1 medium-sized eggplant (Cut into thin rounds. Mine were about half the thickness of knuckle.)
A small carton of sliced mushrooms
A few cloves of garlic (pressed) or you can use minced garlic (I used about 2 spoons)
A big (25oz) jar of marinara (this can be plain, you'll be adding to it)
2 cups of gluten-free flour (You can use regular flour too. I actually forgot to buy this, but I had some rolled oats on hand that I put in my Blendtec and whirred around until it was flour.) This ended up being too much and I put the rest in a ziploc to use later, I'd always rather have too much than too little when it comes to supplies.
3 cups of gluten free bread crumbs (again, you can use regular bread crumbs if you'd like)
Italian seasoning (I lost track of how much I used, but it was at least a tablespoon)

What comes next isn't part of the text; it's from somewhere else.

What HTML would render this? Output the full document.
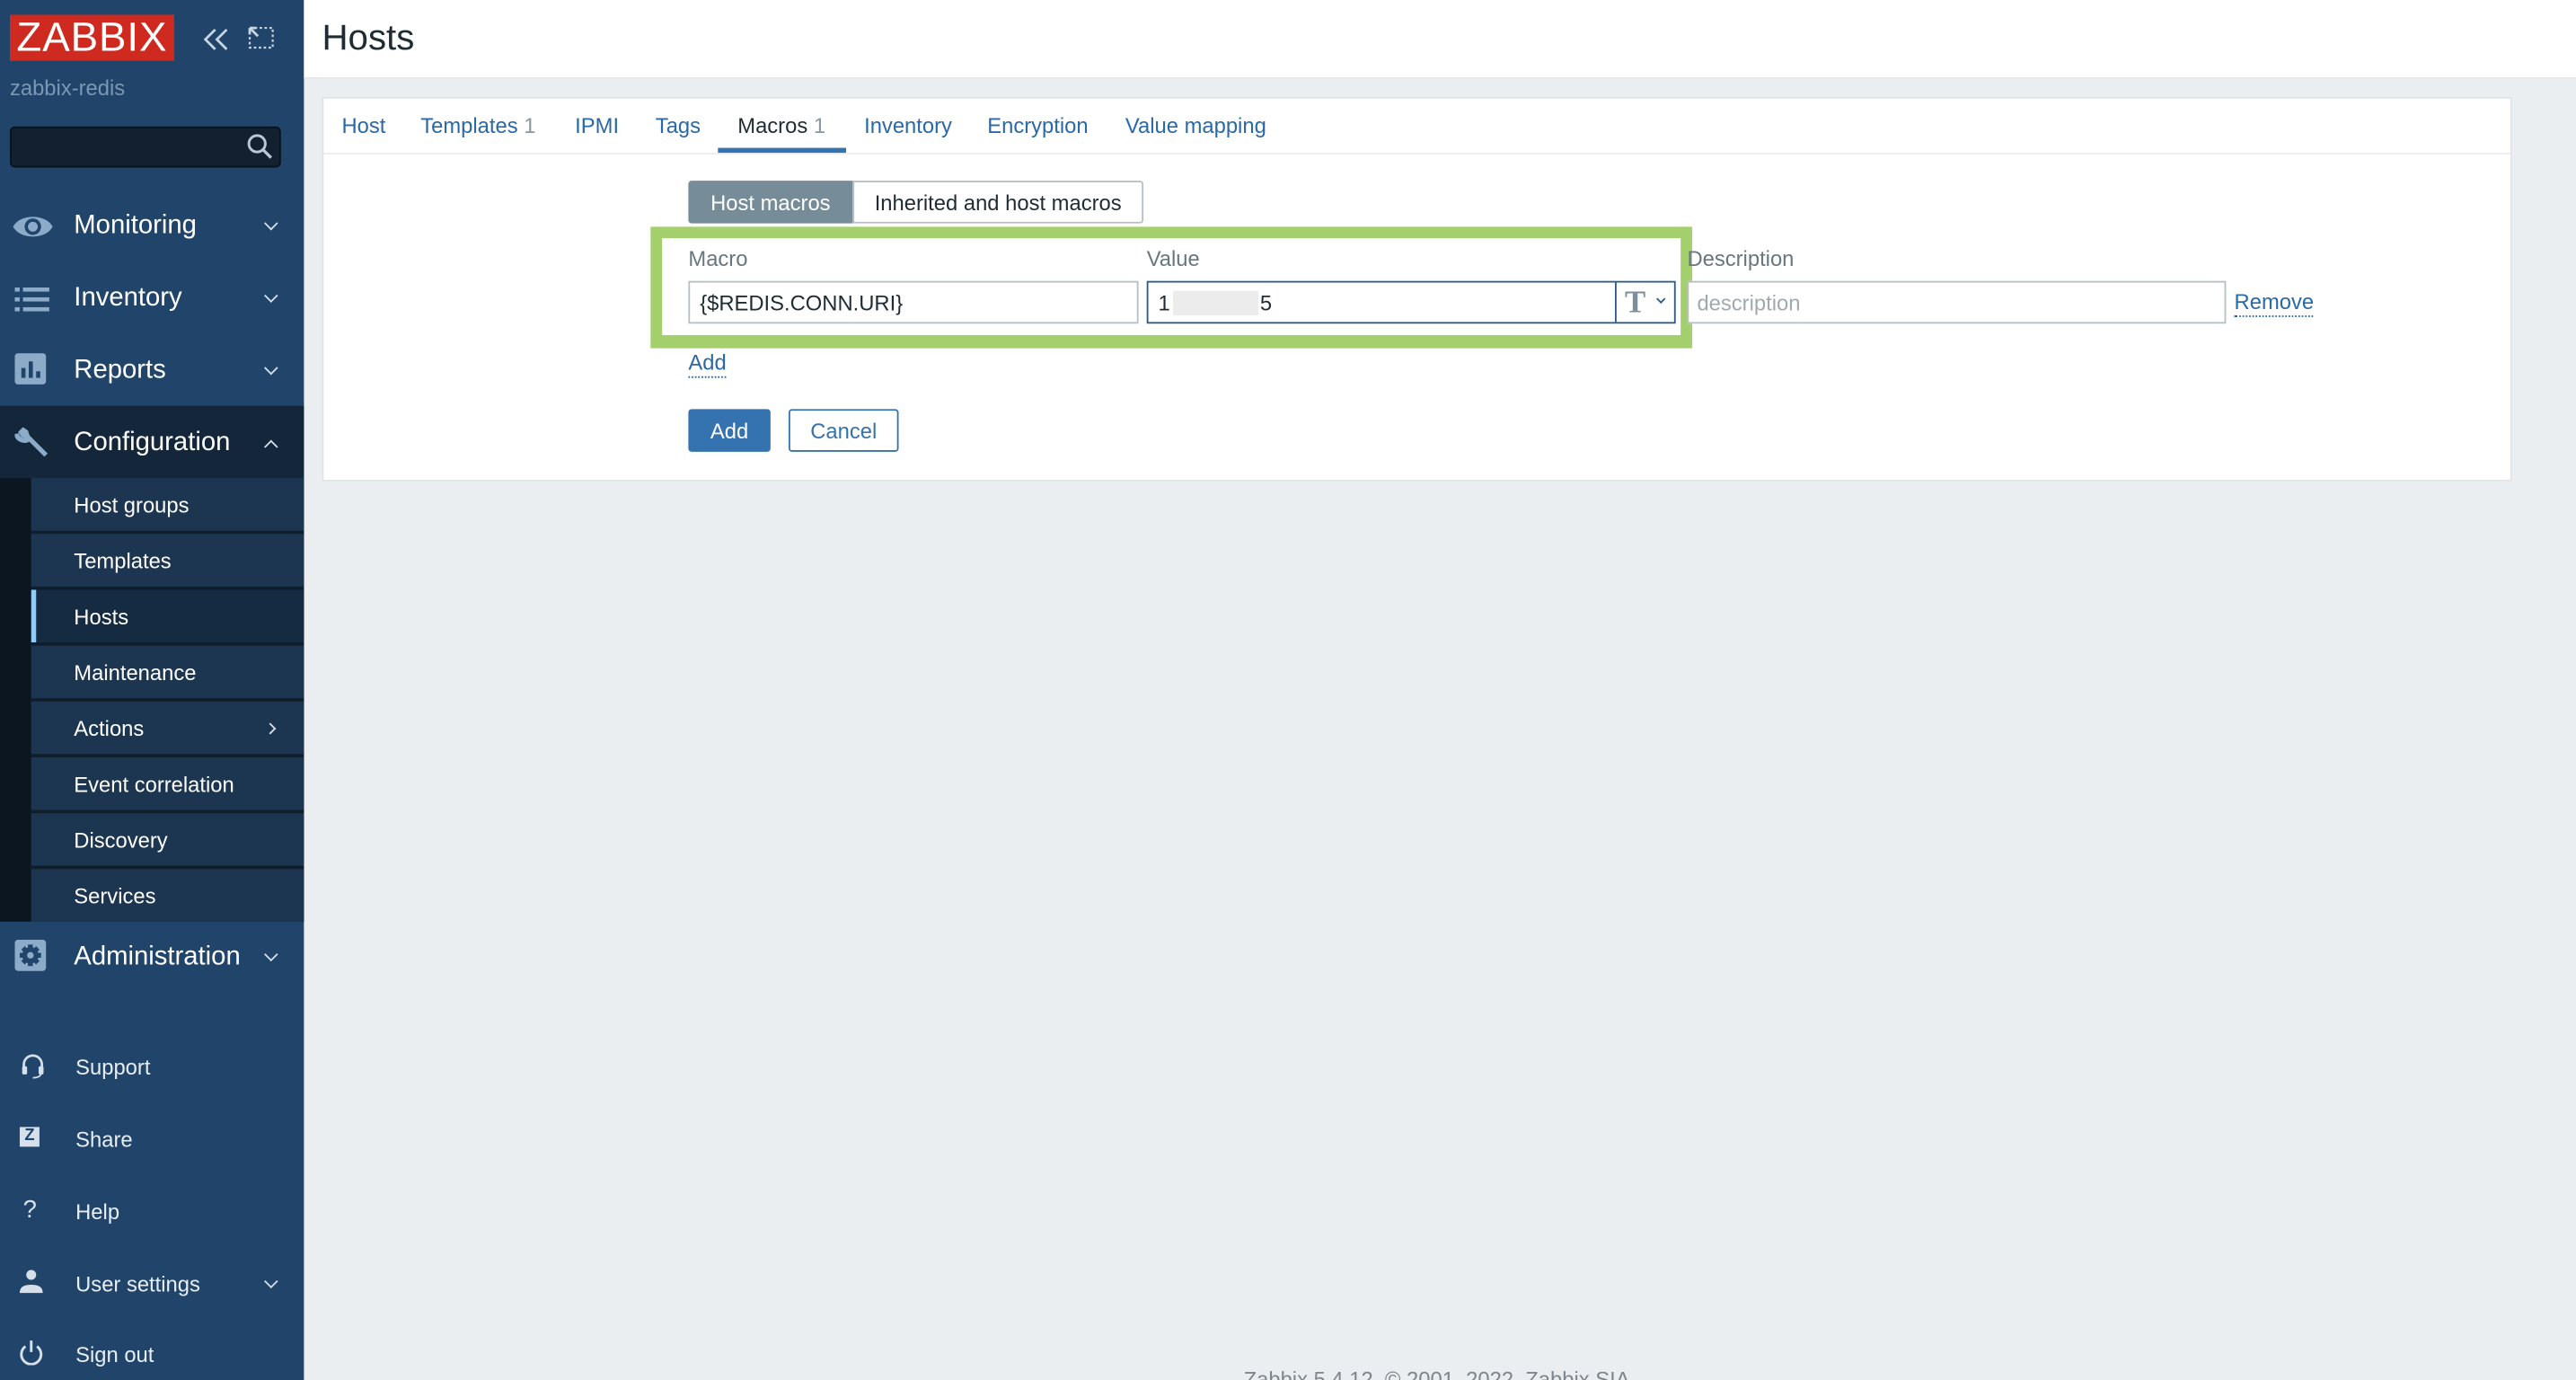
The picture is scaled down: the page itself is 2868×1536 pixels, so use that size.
<!DOCTYPE html>
<html><head><meta charset="utf-8"><style>
html,body{margin:0;padding:0;width:2868px;height:1536px;overflow:hidden;background:#ebeef0;}
#s{position:absolute;left:0;top:0;width:1568px;height:840px;transform:scale(1.82908,1.82858);transform-origin:0 0;font-family:"Liberation Sans",Arial,sans-serif;background:#ebeef0;overflow:hidden;}
.a{position:absolute;}
.side{left:0;top:0;width:185px;height:840px;background:#21456a;}
.mi{position:absolute;left:45px;color:#fff;font-size:16px;line-height:20px;}
.chev{position:absolute;left:162px;width:5px;height:5px;border-right:1.3px solid #d6e0ea;border-bottom:1.3px solid #d6e0ea;transform:rotate(45deg);}
.sub{position:absolute;left:19px;width:166px;height:32px;background:#1c3550;color:#fff;font-size:13px;line-height:33px;}
.sub span{position:absolute;left:26px;}
.bi{position:absolute;left:46px;color:#e8eef4;font-size:13px;line-height:17px;}
.tab{position:absolute;top:69px;font-size:13px;color:#2a69a8;line-height:16px;}
.tab i{font-style:normal;color:#8c979e;}
.lbl{position:absolute;top:150px;font-size:13px;color:#68777f;line-height:16px;}
.inp{position:absolute;top:171px;height:24px;border:1px solid #b6c0c3;background:#fff;box-sizing:content-box;font-size:13px;line-height:25px;}
</style></head><body><div id="s">
<div class="a side"></div>
<div class="a" style="left:6px;top:9px;width:100px;height:28px;background:#cf2a20;color:#fff;font-size:25px;line-height:29px;text-align:center;letter-spacing:0.5px;">ZABBIX</div>
<svg class="a" style="left:122px;top:16px" width="20" height="16" viewBox="0 0 20 16"><path d="M9 2L3 8l6 6M16 2l-6 6 6 6" fill="none" stroke="#c7d5e2" stroke-width="1.5"/></svg>
<svg class="a" style="left:150px;top:15px" width="18" height="18" viewBox="0 0 18 18"><path d="M5 2h11v12H2V6" fill="none" stroke="#c7d5e2" stroke-width="1.2" stroke-dasharray="1.5 1.5"/><path d="M2 2l5 5M2 2h4M2 2v4" stroke="#c7d5e2" stroke-width="1.5" fill="none"/></svg>
<div class="a" style="left:6px;top:46px;color:#7c97b2;font-size:13px;line-height:16px;">zabbix-redis</div>
<div class="a" style="left:6px;top:77px;width:163px;height:23px;background:#12202f;border:1px solid #0a121a;border-radius:3px;"></div>
<svg class="a" style="left:149px;top:80px" width="18" height="18" viewBox="0 0 18 18"><circle cx="7.5" cy="7.5" r="5" fill="none" stroke="#b9c8d6" stroke-width="1.6"/><path d="M11 11l5 5" stroke="#b9c8d6" stroke-width="1.8"/></svg>
<svg class="a" style="left:7px;top:128px" width="26" height="20" viewBox="0 0 26 20"><path d="M1 10C5 2 21 2 25 10C21 18 5 18 1 10Z" fill="#8cabc8"/><circle cx="13" cy="10" r="5" fill="#21456a"/><circle cx="13" cy="10" r="3" fill="#8cabc8"/></svg>
<div class="mi" style="top:128px">Monitoring</div><div class="chev" style="top:133px"></div>
<svg class="a" style="left:9px;top:172px" width="22" height="20" viewBox="0 0 22 20"><g fill="#8cabc8"><rect x="0" y="3" width="3" height="2.5"/><rect x="5" y="3" width="16" height="2.5"/><rect x="0" y="9" width="3" height="2.5"/><rect x="5" y="9" width="16" height="2.5"/><rect x="0" y="15" width="3" height="2.5"/><rect x="5" y="15" width="16" height="2.5"/></g></svg>
<div class="mi" style="top:172px">Inventory</div><div class="chev" style="top:177px"></div>
<svg class="a" style="left:9px;top:215px" width="20" height="20" viewBox="0 0 20 20"><rect width="19" height="19" rx="2" fill="#8cabc8"/><g fill="#21456a"><rect x="4" y="9" width="2.5" height="6"/><rect x="8.5" y="5" width="2.5" height="10"/><rect x="13" y="11" width="2.5" height="4"/></g></svg>
<div class="mi" style="top:216px">Reports</div><div class="chev" style="top:221px"></div>
<div class="a" style="left:0;top:247px;width:185px;height:44px;background:#14263a;"></div>
<svg class="a" style="left:9px;top:258px" width="22" height="22" viewBox="0 0 22 22"><path d="M2 5l3-3 3 2 1 3 11 11-2 2L7 9 4 8Z" fill="#8cabc8"/><path d="M1 6a5 5 0 0 0 8 3" stroke="#8cabc8" stroke-width="3" fill="none"/></svg>
<div class="mi" style="top:260px">Configuration</div><div class="chev" style="top:269px;transform:rotate(225deg)"></div>
<div class="a" style="left:0;top:291px;width:19px;height:270px;background:#0b1620;"></div>
<div class="a" style="left:19px;top:291px;width:166px;height:270px;background:#101e2c;"></div>
<div class="sub" style="top:291px"><span>Host groups</span></div>
<div class="sub" style="top:325px"><span>Templates</span></div>
<div class="sub" style="top:359px;background:#152b42"><span>Hosts</span></div>
<div class="a" style="left:19px;top:359px;width:3px;height:32px;background:#8ecbff;"></div>
<div class="sub" style="top:393px"><span>Maintenance</span></div>
<div class="sub" style="top:427px"><span>Actions</span></div>
<div class="chev" style="top:441px;left:162px;transform:rotate(-45deg);width:4px;height:4px"></div>
<div class="sub" style="top:461px"><span>Event correlation</span></div>
<div class="sub" style="top:495px"><span>Discovery</span></div>
<div class="sub" style="top:529px;height:32px"><span>Services</span></div>
<svg class="a" style="left:9px;top:572px" width="20" height="20" viewBox="0 0 20 20"><rect width="19" height="19" rx="2" fill="#8cabc8"/><circle cx="9.5" cy="9.5" r="5" fill="#21456a"/><g stroke="#21456a" stroke-width="3"><path d="M9.5 3v13M3 9.5h13M5 5l9 9M14 5l-9 9"/></g><circle cx="9.5" cy="9.5" r="2" fill="#8cabc8"/></svg>
<div class="mi" style="top:573px">Administration</div><div class="chev" style="top:578px"></div>
<svg class="a" style="left:12px;top:641px" width="16" height="16" viewBox="0 0 16 16"><path d="M2.5 10V7a5.5 5.5 0 0 1 11 0v3" fill="none" stroke="#d6e0ea" stroke-width="1.5"/><rect x="1.5" y="8" width="3" height="5" rx="1" fill="#d6e0ea"/><rect x="11.5" y="8" width="3" height="5" rx="1" fill="#d6e0ea"/><path d="M13 12c0 2-2 3-5 3" stroke="#d6e0ea" fill="none"/></svg>
<div class="bi" style="top:641px">Support</div>
<div class="a" style="left:12px;top:686px;width:12px;height:12px;background:#d6e0ea;color:#21456a;font-size:10px;font-weight:bold;line-height:12px;text-align:center;">Z</div>
<div class="bi" style="top:685px">Share</div>
<div class="a" style="left:14px;top:728px;color:#d6e0ea;font-size:15px;">?</div>
<div class="bi" style="top:729px">Help</div>
<svg class="a" style="left:11px;top:772px" width="16" height="16" viewBox="0 0 16 16"><circle cx="8" cy="4" r="3" fill="#d6e0ea"/><path d="M1 15c0-4 3-5 7-5s7 1 7 5Z" fill="#d6e0ea"/></svg>
<div class="bi" style="top:773px">User settings</div><div class="chev" style="top:777px"></div>
<svg class="a" style="left:11px;top:815px" width="16" height="16" viewBox="0 0 16 16"><path d="M4.5 4.5a6 6 0 1 0 7 0" fill="none" stroke="#d6e0ea" stroke-width="1.6"/><path d="M8 1v7" stroke="#d6e0ea" stroke-width="1.6"/></svg>
<div class="bi" style="top:816px">Sign out</div>
<div class="a" style="left:185px;top:0;width:1383px;height:47px;background:#fff;border-bottom:1px solid #e2e6e9;"></div>
<div class="a" style="left:196px;top:10px;font-size:22px;color:#1f2c33;line-height:26px;">Hosts</div>
<div class="a" style="left:196px;top:59px;width:1333px;height:234px;background:#fff;border:1px solid #dfe4e7;box-sizing:border-box;"></div>
<div class="a" style="left:197px;top:93px;width:1331px;height:1px;background:#ebeef0;"></div>
<div class="tab" style="left:208px">Host</div>
<div class="tab" style="left:256px">Templates <i>1</i></div>
<div class="tab" style="left:350px">IPMI</div>
<div class="tab" style="left:399px">Tags</div>
<div class="tab" style="left:449px;color:#1f2c33">Macros <i>1</i></div>
<div class="a" style="left:437px;top:90px;width:78px;height:3px;background:#3572b0;"></div>
<div class="tab" style="left:526px">Inventory</div>
<div class="tab" style="left:601px">Encryption</div>
<div class="tab" style="left:685px">Value mapping</div>
<div class="a" style="left:419px;top:110px;width:100px;height:26px;background:#768d99;color:#fff;font-size:13px;line-height:27px;text-align:center;border-radius:2px 0 0 2px;">Host macros</div>
<div class="a" style="left:519px;top:110px;width:175px;height:24px;border:1px solid #b6c0c3;background:#fff;color:#1f2c33;font-size:13px;line-height:25px;text-align:center;border-radius:0 2px 2px 0;">Inherited and host macros</div>
<div class="a" style="left:396px;top:138px;width:634px;height:74px;box-sizing:border-box;border:7px solid #a3d06c;border-bottom-width:8px;"></div>
<div class="lbl" style="left:419px">Macro</div>
<div class="lbl" style="left:698px">Value</div>
<div class="lbl" style="left:1027px">Description</div>
<div class="inp" style="left:419px;width:272px;color:#1f2c33;"><span style="padding-left:6px">{$REDIS.CONN.URI}</span></div>
<div class="inp" style="left:698px;width:320px;border-color:#2c5b88;color:#1f2c33;"><span style="padding-left:6px">1</span><span style="position:absolute;left:68px;top:0">5</span>
<div class="a" style="left:15px;top:5px;width:52px;height:15px;background:#ececec;"></div>
<div class="a" style="left:284px;top:0;width:1px;height:24px;background:#2c5b88;"></div>
<div class="a" style="left:290px;top:1px;font-family:'Liberation Serif',serif;font-weight:bold;font-size:19px;color:#7f8f99;line-height:24px;">T</div>
<div class="a" style="left:310px;top:8px;width:3px;height:3px;border-right:1.2px solid #2c5b88;border-bottom:1.2px solid #2c5b88;transform:rotate(45deg);"></div>
</div>
<div class="inp" style="left:1027px;width:326px;color:#a0a9ae;"><span style="padding-left:5px">description</span></div>
<div class="a" style="left:1360px;top:176px;color:#2a69a8;font-size:13px;line-height:16px;border-bottom:1px dotted #2a69a8;">Remove</div>
<div class="a" style="left:419px;top:213px;color:#2a69a8;font-size:13px;line-height:16px;border-bottom:1px dotted #2a69a8;">Add</div>
<div class="a" style="left:419px;top:249px;width:50px;height:26px;background:#3572b0;color:#fff;font-size:13px;line-height:27px;text-align:center;border-radius:2px;">Add</div>
<div class="a" style="left:480px;top:249px;width:65px;height:24px;border:1px solid #3572b0;background:#fff;color:#3572b0;font-size:13px;line-height:25px;text-align:center;border-radius:2px;">Cancel</div>
<div class="a" style="left:757px;top:832px;color:#7d868c;font-size:13px;line-height:16px;">Zabbix 5.4.12. © 2001–2022, Zabbix SIA</div>
</div></body></html>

Garlic Powder (again, I lost track of how much I used, but it was about 2 tsp)
Sea salt (to taste)
Pepper (to taste)
4 eggs (I cracked two at a time and had a fifth egg on standby so I wouldn't waste any.)
Parmesan (I picked up a little container of it from Trader Joe's)
Mozzarella (optional) (This was a late add on for us. We didn't have it in the house and ended up using pieces of the mozz cheesestring we had.)
High heat oil (I used coconut oil for the sauce and grape seed oil for the eggplant. I didn't measure out how much I used and kept the can close by/refilled as needed).
A medium-size frying pan
A medium-sized pot
A baking sheet (if you have a rack to put on the sheet, use it! I didn't and improvised.)
Tongs (for frying eggplant)
First, the sauce.
- In the pot, heat about a tablespoon of coconut oil on medium heat. Add the onions and cook for about 5 minutes when they're see through.
- Add garlic and mushrooms and sauté for a few minutes. Add the marinara sauce and bring it all to a boil then cover, reduce the heat and let it simmer.
Then, prep your eggplant station
- Put your flour in a shallow dish or bowl. This is step 1.
- Crack two eggs and whisk together in a shallow dish or bowl. This is step 2. (I'd crack 2 at a time as I went along so I wouldn't waste any.)
- Mix the breadcrumbs, italian seasoning, garlic powder, salt and pepper together. This is step 3.
You're ready to coat your eggplant!
- Take a slice of eggplant and dip it (both sides, one side at a time) in the flour (step 1), then the egg mixture (step 2) and then the breading (step 3) before setting aside on a dish.
I'd prep as many slices of eggplant that would fit in a pan at a time and then move onto the next step. While pieces are frying, you can bread the rest of the eggplant. (Trust me, I try to find ways to be efficient even when in the kitchen.)
Pan frying your eggplant
- Grease the baking pan with a little bit of oil (just enough so the pan is oiled, but there shouldn't be any oil "sitting" in a pool.) If you have a rack, no need to oil the pan. Simply place the rack on the baking sheet. Set this somewhere accessible from the frying pan.
- Preheat the oven to 350. While it's heating up, you can start frying.
- Heat up the oil in the pan over medium heat. Test the temperature by dropping a bit of the bread crumbs in the oil. When it dances around, your oil is hot enough.
- Place your breaded eggplant pieces in the pan and fry until it's crispy/golden. I left it in for a few minutes on each side. (While you're waiting for the eggplant to brown, you can bread the rest of your eggplant pieces.)
- Once both sides are nicely browned, place the eggplant piece directly on the greased baking pan OR on the rack (if you have a rack). Repeat until all of the pieces have been fried or your baking pan is full.
Baking your eggplant
- Once the baking pan is full/you've fried all of your eggplant pieces, you're ready to bake. If you have a rack, skip to step 3. If you don't have a rack, put the tray in for 10 minutes.
- After 10 minutes, flip the pieces. But after you flip the pieces and put it back in the oven, do step 3.
- Spoon some of the sauce onto each eggplant piece. Top with a little bit of parmesan and a little bit of mozzarella. Bake until the cheese is browned/slightly bubbly.
You're ready to eat! I ate the eggplant parm on it's own, but you could serve it with pasta (or quinoa pasta for us gluten-free folks) or with a salad. Enjoy!
P.S. Frying the eggplant probably makes this less healthy, but if you look at the ingredients, it can't be thaaaaat bad for you, right? Also, you can make this vegan easily by using an egg replacement and omitting the cheese.